→ **Exercise brief**:
Copy out each line of the data that holds the word "components".

→ **Records for processing**:

--- Start ---

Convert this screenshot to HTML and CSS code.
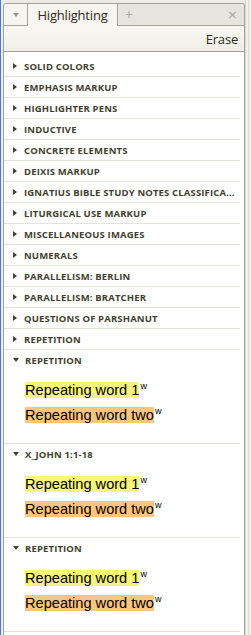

--- End ---
--- Start ---

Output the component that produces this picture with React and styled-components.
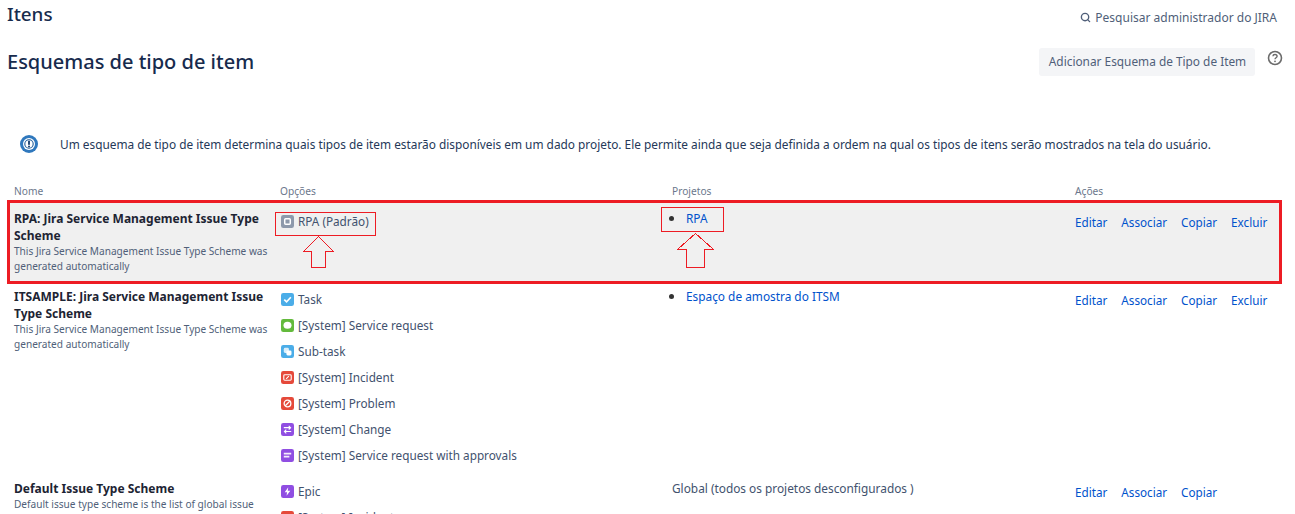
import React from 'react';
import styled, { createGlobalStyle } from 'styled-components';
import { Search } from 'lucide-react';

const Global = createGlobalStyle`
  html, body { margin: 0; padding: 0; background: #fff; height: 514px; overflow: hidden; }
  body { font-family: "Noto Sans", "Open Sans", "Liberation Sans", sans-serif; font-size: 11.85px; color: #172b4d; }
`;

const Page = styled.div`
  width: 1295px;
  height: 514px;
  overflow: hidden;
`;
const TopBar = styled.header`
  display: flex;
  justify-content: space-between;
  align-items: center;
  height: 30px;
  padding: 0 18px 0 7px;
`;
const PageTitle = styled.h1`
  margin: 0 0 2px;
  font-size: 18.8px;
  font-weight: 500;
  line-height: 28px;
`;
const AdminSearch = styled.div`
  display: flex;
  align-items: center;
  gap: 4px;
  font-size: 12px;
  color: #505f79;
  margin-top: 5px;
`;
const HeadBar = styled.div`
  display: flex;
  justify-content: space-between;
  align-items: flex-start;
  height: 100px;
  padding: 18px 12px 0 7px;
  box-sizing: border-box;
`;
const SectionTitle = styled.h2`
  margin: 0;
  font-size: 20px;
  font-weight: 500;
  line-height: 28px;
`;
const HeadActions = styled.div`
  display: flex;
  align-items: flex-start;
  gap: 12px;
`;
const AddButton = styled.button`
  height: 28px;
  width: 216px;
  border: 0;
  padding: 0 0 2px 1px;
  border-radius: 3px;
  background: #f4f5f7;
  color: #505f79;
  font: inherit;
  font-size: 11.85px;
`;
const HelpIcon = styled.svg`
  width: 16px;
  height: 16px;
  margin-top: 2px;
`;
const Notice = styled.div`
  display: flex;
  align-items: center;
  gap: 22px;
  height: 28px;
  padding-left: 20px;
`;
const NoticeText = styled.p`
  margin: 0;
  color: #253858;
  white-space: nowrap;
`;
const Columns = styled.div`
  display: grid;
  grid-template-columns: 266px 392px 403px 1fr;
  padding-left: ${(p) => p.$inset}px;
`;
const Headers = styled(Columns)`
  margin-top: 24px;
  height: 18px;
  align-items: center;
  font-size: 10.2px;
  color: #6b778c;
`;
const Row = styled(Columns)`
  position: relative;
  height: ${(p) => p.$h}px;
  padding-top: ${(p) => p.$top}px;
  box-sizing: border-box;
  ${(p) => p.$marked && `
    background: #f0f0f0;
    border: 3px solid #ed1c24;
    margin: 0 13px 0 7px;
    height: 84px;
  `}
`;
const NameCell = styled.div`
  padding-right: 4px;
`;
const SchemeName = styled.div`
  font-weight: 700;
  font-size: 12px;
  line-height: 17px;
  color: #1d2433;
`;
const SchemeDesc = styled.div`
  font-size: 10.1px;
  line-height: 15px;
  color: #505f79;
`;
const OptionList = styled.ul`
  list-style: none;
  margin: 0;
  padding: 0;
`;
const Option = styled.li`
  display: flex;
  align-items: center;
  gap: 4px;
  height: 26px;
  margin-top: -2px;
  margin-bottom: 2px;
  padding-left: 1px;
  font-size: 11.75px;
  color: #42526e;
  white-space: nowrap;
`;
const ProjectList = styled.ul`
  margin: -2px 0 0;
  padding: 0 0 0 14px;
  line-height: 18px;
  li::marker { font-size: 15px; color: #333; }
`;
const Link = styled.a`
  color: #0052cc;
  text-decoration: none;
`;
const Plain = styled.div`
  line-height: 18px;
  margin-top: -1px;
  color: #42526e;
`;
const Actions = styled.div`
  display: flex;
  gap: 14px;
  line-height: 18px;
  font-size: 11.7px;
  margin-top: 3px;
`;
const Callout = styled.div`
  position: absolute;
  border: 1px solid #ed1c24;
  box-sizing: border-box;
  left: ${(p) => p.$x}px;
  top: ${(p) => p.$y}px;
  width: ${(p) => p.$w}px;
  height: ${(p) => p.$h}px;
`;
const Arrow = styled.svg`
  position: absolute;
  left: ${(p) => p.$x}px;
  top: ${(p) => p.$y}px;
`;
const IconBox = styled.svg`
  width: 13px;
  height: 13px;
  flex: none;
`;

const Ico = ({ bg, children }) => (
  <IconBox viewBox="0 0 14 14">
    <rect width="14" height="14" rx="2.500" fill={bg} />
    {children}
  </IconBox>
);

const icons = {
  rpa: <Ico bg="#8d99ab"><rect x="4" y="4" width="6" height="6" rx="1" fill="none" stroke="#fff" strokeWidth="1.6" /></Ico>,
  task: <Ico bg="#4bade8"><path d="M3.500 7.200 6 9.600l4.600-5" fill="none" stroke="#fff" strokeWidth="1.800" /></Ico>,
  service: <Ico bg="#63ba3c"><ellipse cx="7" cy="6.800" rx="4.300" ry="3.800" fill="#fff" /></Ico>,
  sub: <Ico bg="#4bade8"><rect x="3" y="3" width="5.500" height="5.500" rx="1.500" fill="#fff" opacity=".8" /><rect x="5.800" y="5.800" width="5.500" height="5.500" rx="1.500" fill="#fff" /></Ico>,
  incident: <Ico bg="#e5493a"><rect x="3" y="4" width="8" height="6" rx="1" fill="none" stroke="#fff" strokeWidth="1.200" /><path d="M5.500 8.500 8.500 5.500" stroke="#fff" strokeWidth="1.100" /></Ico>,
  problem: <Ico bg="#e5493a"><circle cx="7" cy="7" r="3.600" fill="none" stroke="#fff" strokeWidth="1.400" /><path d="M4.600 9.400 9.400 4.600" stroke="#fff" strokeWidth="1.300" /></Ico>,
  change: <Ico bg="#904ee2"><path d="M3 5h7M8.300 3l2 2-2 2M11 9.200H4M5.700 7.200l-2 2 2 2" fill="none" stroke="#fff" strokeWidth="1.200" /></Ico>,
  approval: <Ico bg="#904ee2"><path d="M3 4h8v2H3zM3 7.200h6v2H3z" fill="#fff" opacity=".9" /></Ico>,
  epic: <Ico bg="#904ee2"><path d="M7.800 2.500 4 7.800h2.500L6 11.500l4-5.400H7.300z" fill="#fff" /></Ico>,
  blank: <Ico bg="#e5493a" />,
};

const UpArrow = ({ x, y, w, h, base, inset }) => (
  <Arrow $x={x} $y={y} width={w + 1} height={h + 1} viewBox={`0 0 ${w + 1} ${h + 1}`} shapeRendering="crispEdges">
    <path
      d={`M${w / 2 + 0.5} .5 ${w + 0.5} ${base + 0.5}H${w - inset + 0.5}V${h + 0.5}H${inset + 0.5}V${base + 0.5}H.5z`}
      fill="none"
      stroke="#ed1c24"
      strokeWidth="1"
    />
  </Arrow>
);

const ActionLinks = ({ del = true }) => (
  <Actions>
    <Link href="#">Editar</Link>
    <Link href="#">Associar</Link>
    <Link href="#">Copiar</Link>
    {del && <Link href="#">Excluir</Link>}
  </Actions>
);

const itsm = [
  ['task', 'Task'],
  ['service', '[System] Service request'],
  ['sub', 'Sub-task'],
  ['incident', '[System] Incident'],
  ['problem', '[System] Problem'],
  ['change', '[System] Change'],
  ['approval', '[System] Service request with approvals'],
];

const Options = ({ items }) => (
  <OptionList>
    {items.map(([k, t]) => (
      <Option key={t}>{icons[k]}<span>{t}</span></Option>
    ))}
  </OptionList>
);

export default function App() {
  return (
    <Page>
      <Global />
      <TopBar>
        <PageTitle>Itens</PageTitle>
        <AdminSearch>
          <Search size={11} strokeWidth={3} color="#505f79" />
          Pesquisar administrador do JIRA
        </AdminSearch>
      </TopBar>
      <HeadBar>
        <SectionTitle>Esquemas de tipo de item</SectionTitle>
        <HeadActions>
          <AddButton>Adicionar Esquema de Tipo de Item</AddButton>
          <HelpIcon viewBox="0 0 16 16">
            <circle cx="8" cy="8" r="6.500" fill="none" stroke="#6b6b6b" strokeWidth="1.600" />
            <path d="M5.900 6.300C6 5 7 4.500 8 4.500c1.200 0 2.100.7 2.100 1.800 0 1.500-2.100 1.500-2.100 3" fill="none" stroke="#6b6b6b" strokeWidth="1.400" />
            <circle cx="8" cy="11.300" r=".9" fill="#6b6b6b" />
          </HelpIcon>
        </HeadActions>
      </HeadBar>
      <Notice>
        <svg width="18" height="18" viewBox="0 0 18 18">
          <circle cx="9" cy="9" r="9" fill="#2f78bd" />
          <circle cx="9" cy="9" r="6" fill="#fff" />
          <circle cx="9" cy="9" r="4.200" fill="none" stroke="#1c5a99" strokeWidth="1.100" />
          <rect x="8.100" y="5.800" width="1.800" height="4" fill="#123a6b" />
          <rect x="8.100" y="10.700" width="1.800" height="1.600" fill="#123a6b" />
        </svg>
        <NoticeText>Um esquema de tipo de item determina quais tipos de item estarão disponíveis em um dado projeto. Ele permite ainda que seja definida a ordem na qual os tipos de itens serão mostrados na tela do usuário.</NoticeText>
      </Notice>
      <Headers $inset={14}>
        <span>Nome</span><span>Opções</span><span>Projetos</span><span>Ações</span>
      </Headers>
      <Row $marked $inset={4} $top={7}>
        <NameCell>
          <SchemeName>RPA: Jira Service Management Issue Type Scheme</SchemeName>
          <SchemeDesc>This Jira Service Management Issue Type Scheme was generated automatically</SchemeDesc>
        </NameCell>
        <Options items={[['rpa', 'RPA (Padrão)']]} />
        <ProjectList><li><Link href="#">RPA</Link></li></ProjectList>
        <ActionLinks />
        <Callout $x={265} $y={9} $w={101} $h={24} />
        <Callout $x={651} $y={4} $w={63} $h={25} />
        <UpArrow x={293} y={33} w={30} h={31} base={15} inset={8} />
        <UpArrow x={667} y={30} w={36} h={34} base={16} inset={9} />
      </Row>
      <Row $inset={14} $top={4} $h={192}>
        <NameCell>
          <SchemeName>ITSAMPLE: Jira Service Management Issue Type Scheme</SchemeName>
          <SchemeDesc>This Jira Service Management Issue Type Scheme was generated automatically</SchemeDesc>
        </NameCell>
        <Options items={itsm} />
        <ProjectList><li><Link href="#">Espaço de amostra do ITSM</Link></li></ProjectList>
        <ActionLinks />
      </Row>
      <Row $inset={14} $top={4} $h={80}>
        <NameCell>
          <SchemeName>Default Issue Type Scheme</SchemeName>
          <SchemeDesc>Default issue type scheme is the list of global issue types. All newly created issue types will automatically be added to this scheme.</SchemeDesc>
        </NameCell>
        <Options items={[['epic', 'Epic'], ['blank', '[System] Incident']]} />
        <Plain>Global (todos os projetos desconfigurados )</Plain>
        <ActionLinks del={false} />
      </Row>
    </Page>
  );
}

--- End ---

→ **Exercise solution**:
Output the component that produces this picture with React and styled-components.
import styled, { createGlobalStyle } from 'styled-components';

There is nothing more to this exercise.